* [WRITTEN REQUEST] Take the data that follows and retype it word for word.

* [INFORMATION SUPPLIED]

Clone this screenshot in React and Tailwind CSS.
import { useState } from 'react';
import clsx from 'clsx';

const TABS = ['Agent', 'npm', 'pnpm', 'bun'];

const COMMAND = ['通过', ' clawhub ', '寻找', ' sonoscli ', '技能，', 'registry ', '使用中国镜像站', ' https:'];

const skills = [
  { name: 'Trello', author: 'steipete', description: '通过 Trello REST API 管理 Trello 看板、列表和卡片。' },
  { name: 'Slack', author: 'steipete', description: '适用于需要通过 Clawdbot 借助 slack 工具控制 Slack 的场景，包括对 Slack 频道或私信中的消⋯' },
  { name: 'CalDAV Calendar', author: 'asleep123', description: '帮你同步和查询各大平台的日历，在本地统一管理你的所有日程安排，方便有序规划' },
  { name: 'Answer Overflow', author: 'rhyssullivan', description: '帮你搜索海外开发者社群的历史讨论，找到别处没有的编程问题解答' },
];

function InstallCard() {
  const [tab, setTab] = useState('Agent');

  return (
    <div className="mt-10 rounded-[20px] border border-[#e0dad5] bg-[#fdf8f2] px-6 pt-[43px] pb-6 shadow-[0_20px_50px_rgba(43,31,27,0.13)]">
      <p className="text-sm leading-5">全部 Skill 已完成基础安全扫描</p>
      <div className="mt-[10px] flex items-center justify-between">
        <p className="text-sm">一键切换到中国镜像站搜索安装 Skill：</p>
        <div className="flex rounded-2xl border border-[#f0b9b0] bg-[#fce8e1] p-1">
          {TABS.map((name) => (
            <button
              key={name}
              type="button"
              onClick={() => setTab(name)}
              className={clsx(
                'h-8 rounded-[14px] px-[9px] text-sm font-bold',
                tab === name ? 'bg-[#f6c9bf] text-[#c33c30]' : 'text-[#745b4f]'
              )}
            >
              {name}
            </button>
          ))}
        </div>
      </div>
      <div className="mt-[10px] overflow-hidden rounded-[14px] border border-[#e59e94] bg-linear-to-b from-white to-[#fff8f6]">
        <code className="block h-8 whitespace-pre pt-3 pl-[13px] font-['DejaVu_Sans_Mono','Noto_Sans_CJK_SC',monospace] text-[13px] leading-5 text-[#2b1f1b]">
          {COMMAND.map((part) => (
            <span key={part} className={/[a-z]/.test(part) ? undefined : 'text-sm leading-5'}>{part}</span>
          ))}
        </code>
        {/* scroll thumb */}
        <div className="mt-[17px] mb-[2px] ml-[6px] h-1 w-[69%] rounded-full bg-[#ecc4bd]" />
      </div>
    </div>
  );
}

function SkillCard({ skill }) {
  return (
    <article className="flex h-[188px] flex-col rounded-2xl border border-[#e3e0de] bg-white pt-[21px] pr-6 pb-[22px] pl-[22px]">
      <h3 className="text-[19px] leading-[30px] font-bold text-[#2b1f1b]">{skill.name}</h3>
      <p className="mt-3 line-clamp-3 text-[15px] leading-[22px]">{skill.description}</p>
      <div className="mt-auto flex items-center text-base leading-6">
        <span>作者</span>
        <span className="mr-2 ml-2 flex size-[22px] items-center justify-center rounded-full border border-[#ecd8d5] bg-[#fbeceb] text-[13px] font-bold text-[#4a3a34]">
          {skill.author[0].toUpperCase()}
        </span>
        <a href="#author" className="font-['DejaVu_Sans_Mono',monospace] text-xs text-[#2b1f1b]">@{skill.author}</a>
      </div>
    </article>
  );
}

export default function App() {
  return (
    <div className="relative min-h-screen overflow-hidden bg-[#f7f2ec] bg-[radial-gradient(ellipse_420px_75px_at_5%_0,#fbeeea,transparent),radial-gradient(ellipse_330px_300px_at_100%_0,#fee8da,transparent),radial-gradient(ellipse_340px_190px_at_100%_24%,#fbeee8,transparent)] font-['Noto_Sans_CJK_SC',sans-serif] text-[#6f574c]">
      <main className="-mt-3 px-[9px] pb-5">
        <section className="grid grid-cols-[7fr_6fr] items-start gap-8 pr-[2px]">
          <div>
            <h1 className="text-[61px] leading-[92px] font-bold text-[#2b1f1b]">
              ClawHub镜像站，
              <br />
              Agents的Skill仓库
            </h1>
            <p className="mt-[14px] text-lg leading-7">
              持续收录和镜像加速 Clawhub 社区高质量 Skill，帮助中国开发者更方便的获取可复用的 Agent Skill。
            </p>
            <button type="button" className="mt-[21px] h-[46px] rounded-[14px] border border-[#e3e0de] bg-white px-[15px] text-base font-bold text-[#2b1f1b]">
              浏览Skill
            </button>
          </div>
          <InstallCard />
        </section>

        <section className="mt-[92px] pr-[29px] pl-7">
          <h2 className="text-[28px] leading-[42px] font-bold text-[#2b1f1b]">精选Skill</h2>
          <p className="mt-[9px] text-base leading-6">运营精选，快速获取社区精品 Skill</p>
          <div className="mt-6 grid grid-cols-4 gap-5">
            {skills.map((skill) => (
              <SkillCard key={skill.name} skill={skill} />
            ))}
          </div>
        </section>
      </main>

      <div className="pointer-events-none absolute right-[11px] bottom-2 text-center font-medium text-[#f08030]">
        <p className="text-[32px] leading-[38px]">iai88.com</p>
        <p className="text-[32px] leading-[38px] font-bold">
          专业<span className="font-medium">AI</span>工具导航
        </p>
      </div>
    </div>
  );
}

* [RESPONSE TO THE TASK]
Clone this screenshot in React and Tailwind CSS.
import { useState } from 'react';
import clsx from 'clsx';

const TABS = ['Agent', 'npm', 'pnpm', 'bun'];

const COMMAND = ['通过', ' clawhub ', '寻找', ' sonoscli ', '技能，', 'registry ', '使用中国镜像站', ' https:'];

const skills = [
  { name: 'Trello', author: 'steipete', description: '通过 Trello REST API 管理 Trello 看板、列表和卡片。' },
  { name: 'Slack', author: 'steipete', description: '适用于需要通过 Clawdbot 借助 slack 工具控制 Slack 的场景，包括对 Slack 频道或私信中的消⋯' },
  { name: 'CalDAV Calendar', author: 'asleep123', description: '帮你同步和查询各大平台的日历，在本地统一管理你的所有日程安排，方便有序规划' },
  { name: 'Answer Overflow', author: 'rhyssullivan', description: '帮你搜索海外开发者社群的历史讨论，找到别处没有的编程问题解答' },
];

function InstallCard() {
  const [tab, setTab] = useState('Agent');

  return (
    <div className="mt-10 rounded-[20px] border border-[#e0dad5] bg-[#fdf8f2] px-6 pt-[43px] pb-6 shadow-[0_20px_50px_rgba(43,31,27,0.13)]">
      <p className="text-sm leading-5">全部 Skill 已完成基础安全扫描</p>
      <div className="mt-[10px] flex items-center justify-between">
        <p className="text-sm">一键切换到中国镜像站搜索安装 Skill：</p>
        <div className="flex rounded-2xl border border-[#f0b9b0] bg-[#fce8e1] p-1">
          {TABS.map((name) => (
            <button
              key={name}
              type="button"
              onClick={() => setTab(name)}
              className={clsx(
                'h-8 rounded-[14px] px-[9px] text-sm font-bold',
                tab === name ? 'bg-[#f6c9bf] text-[#c33c30]' : 'text-[#745b4f]'
              )}
            >
              {name}
            </button>
          ))}
        </div>
      </div>
      <div className="mt-[10px] overflow-hidden rounded-[14px] border border-[#e59e94] bg-linear-to-b from-white to-[#fff8f6]">
        <code className="block h-8 whitespace-pre pt-3 pl-[13px] font-['DejaVu_Sans_Mono','Noto_Sans_CJK_SC',monospace] text-[13px] leading-5 text-[#2b1f1b]">
          {COMMAND.map((part) => (
            <span key={part} className={/[a-z]/.test(part) ? undefined : 'text-sm leading-5'}>{part}</span>
          ))}
        </code>
        {/* scroll thumb */}
        <div className="mt-[17px] mb-[2px] ml-[6px] h-1 w-[69%] rounded-full bg-[#ecc4bd]" />
      </div>
    </div>
  );
}

function SkillCard({ skill }) {
  return (
    <article className="flex h-[188px] flex-col rounded-2xl border border-[#e3e0de] bg-white pt-[21px] pr-6 pb-[22px] pl-[22px]">
      <h3 className="text-[19px] leading-[30px] font-bold text-[#2b1f1b]">{skill.name}</h3>
      <p className="mt-3 line-clamp-3 text-[15px] leading-[22px]">{skill.description}</p>
      <div className="mt-auto flex items-center text-base leading-6">
        <span>作者</span>
        <span className="mr-2 ml-2 flex size-[22px] items-center justify-center rounded-full border border-[#ecd8d5] bg-[#fbeceb] text-[13px] font-bold text-[#4a3a34]">
          {skill.author[0].toUpperCase()}
        </span>
        <a href="#author" className="font-['DejaVu_Sans_Mono',monospace] text-xs text-[#2b1f1b]">@{skill.author}</a>
      </div>
    </article>
  );
}

export default function App() {
  return (
    <div className="relative min-h-screen overflow-hidden bg-[#f7f2ec] bg-[radial-gradient(ellipse_420px_75px_at_5%_0,#fbeeea,transparent),radial-gradient(ellipse_330px_300px_at_100%_0,#fee8da,transparent),radial-gradient(ellipse_340px_190px_at_100%_24%,#fbeee8,transparent)] font-['Noto_Sans_CJK_SC',sans-serif] text-[#6f574c]">
      <main className="-mt-3 px-[9px] pb-5">
        <section className="grid grid-cols-[7fr_6fr] items-start gap-8 pr-[2px]">
          <div>
            <h1 className="text-[61px] leading-[92px] font-bold text-[#2b1f1b]">
              ClawHub镜像站，
              <br />
              Agents的Skill仓库
            </h1>
            <p className="mt-[14px] text-lg leading-7">
              持续收录和镜像加速 Clawhub 社区高质量 Skill，帮助中国开发者更方便的获取可复用的 Agent Skill。
            </p>
            <button type="button" className="mt-[21px] h-[46px] rounded-[14px] border border-[#e3e0de] bg-white px-[15px] text-base font-bold text-[#2b1f1b]">
              浏览Skill
            </button>
          </div>
          <InstallCard />
        </section>

        <section className="mt-[92px] pr-[29px] pl-7">
          <h2 className="text-[28px] leading-[42px] font-bold text-[#2b1f1b]">精选Skill</h2>
          <p className="mt-[9px] text-base leading-6">运营精选，快速获取社区精品 Skill</p>
          <div className="mt-6 grid grid-cols-4 gap-5">
            {skills.map((skill) => (
              <SkillCard key={skill.name} skill={skill} />
            ))}
          </div>
        </section>
      </main>

      <div className="pointer-events-none absolute right-[11px] bottom-2 text-center font-medium text-[#f08030]">
        <p className="text-[32px] leading-[38px]">iai88.com</p>
        <p className="text-[32px] leading-[38px] font-bold">
          专业<span className="font-medium">AI</span>工具导航
        </p>
      </div>
    </div>
  );
}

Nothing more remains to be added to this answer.